2. Versus Vietnam & Bangladesh: Labor-Intensive Recovery
- Textiles
& Apparel:
Historically, Vietnam and Bangladesh dominated the US market because
India’s effective duties were sky-high. At 18%, India is now 2%
cheaper than its neighbours.
- Margin
Restoration:
Indian exporters previously had to offer 20-30% discounts to stay
relevant under high tariffs. With the new deal, firms like Pearl Global
and the Farida Group are redirecting those "discounted margins"
back into profitability and capacity expansion.
- Leather
& Footwear:
The Indian Shoe Federation predicts a surge in US market share from
22% to nearly 30% this year alone, as Indian factories return to full
six-day work weeks to meet the renewed demand.
3. Versus Other "Emerging Markets"
(Indonesia/Thailand)
- Predictability: While countries like Indonesia
(19%) and Thailand (19%) have similar rates, the $500 billion purchase
commitment by India creates a "structural bond" with the US.
This "transactional stability" makes US buyers more likely to
sign long-term contracts with Indian suppliers over others.
The "India-Plus-One" Momentum
Industry experts, including former G20 Sherpa Amitabh Kant,
have noted that this deal "turbocharges" the China-Plus-One strategy.
- Investment
Shift: Global
giants like Apple and Google, who already have assembly
lines in both India and Vietnam, now have a much stronger fiscal incentive
to prioritize their Indian export hubs for the US market.
- Strategic
Leverage: By
securing the 18% rate, India has essentially built a "tariff
wall" that protects its growth from being undercut by lower-cost
regional neighbours for the remainder of the decade.
Timeline for the Full Bilateral Trade Agreement (BTA)
The "Interim Agreement" is a legally binding
"stepping stone." The White House and India's Ministry of
Commerce have outlined a rapid roadmap for the final treaty:
|
Phase |
Estimated Timeline |
Key Focus Area |
|
Interim Implementation |
Feb 7 – Feb 28, 2026 |
Immediate withdrawal of the 25% Russian oil penalty; 18%
tariff takes effect. |
|
Legal Scrubbing |
March 2026 |
Legal teams from MEA and USTR will finalize the formal text
of the 20 issues agreed upon. |
|
BTA Signature |
Mid-March 2026 |
Target Date: Reports suggest a high-profile summit (potentially in New
Delhi) to sign the Full Bilateral Trade Agreement. |
|
Regulatory Harmonization |
August 2026 (6-month mark) |
Review of US testing standards and non-tariff barriers to
finalize market entry rules. |
|
Digital Trade Annex |
Late 2026 |
Finalization of ambitious digital trade rules and
cross-border data flow frameworks. |
The road ahead is fast-tracked. With "legal
scrubbing" scheduled for March, the full Bilateral Trade Agreement (BTA)

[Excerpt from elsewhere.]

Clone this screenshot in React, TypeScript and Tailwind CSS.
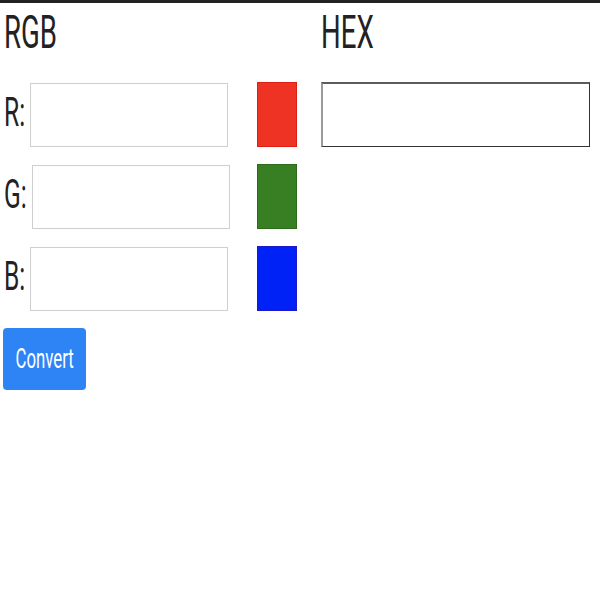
import React from "react";

const rows = [
  { label: "R:", labelClass: "w-[26px]", swatch: "bg-[#ee3325] border-[#dd1f17]" },
  { label: "G:", labelClass: "w-[28px]", swatch: "bg-[#387e22] border-[#2a6a18]" },
  { label: "B:", labelClass: "w-[26px]", swatch: "bg-[#0022f6] border-[#1a1acc]" },
];

export default function App() {
  return (
    <div className="w-[600px] h-[600px] bg-white border-t-[3px] border-[#222] font-['Roboto',sans-serif] text-[#222]">
      <div className="flex pt-[6px]">
        {/* RGB column */}
        <div className="w-[321px] pl-[4px]">
          <h1 className="text-[46px] leading-[46px] h-[46px] font-normal">
            <span className="inline-block scale-x-[0.6] origin-left">RGB</span>
          </h1>

          <div className="mt-[27px] flex flex-col gap-[17px]">
            {rows.map((row) => (
              <div key={row.label} className="flex h-[65px]">
                <div className="w-[253px] flex">
                  <div className={`${row.labelClass} text-[41px] leading-[61px] whitespace-nowrap`}>
                    <span className="inline-block scale-x-[0.6] origin-left">{row.label}</span>
                  </div>
                  <input
                    type="text"
                    className="mt-[1px] w-[198px] h-[64px] border border-[#cfcfcf] bg-white outline-none"
                  />
                </div>
                <div className={`w-[40px] h-[65px] border ${row.swatch}`} />
              </div>
            ))}
          </div>

          <button className="mt-[17px] -ml-[1px] w-[83px] h-[62px] rounded-[4px] bg-[#2f84f5] text-white text-[28px] leading-[62px] flex items-center justify-center">
            <span className="inline-block shrink-0 scale-x-[0.6]">Convert</span>
          </button>
        </div>

        {/* HEX column */}
        <div className="flex-1">
          <h1 className="text-[46px] leading-[46px] h-[46px] font-normal">
            <span className="inline-block scale-x-[0.6] origin-left">HEX</span>
          </h1>
          <input
            type="text"
            className="mt-[27px] w-[269px] h-[65px] border-t-2 border-l-2 border-r border-b border-t-[#5c5c5c] border-l-[#9a9a9a] border-r-[#333] border-b-[#333] bg-white outline-none"
          />
        </div>
      </div>
    </div>
  );
}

is expected to be signed within weeks. This phase will tackle the
"last-mile" issues: digital trade rules, data localization, and the
harmonization of technical standards (SPS/TBT).
For global investors, the takeaway is clear. This is no
longer a relationship of "potential," but one of
"performance." By trading energy concessions for manufacturing
survival, India has not only stabilized its currency but positioned itself as
the indispensable alternative to the "non-market policies" of its
northern neighbour. The "Shanti" (Peace) in India’s new nuclear law
may well describe the new economic era: a stable, reciprocal, and high-tech
peace between the world’s oldest and largest democracies.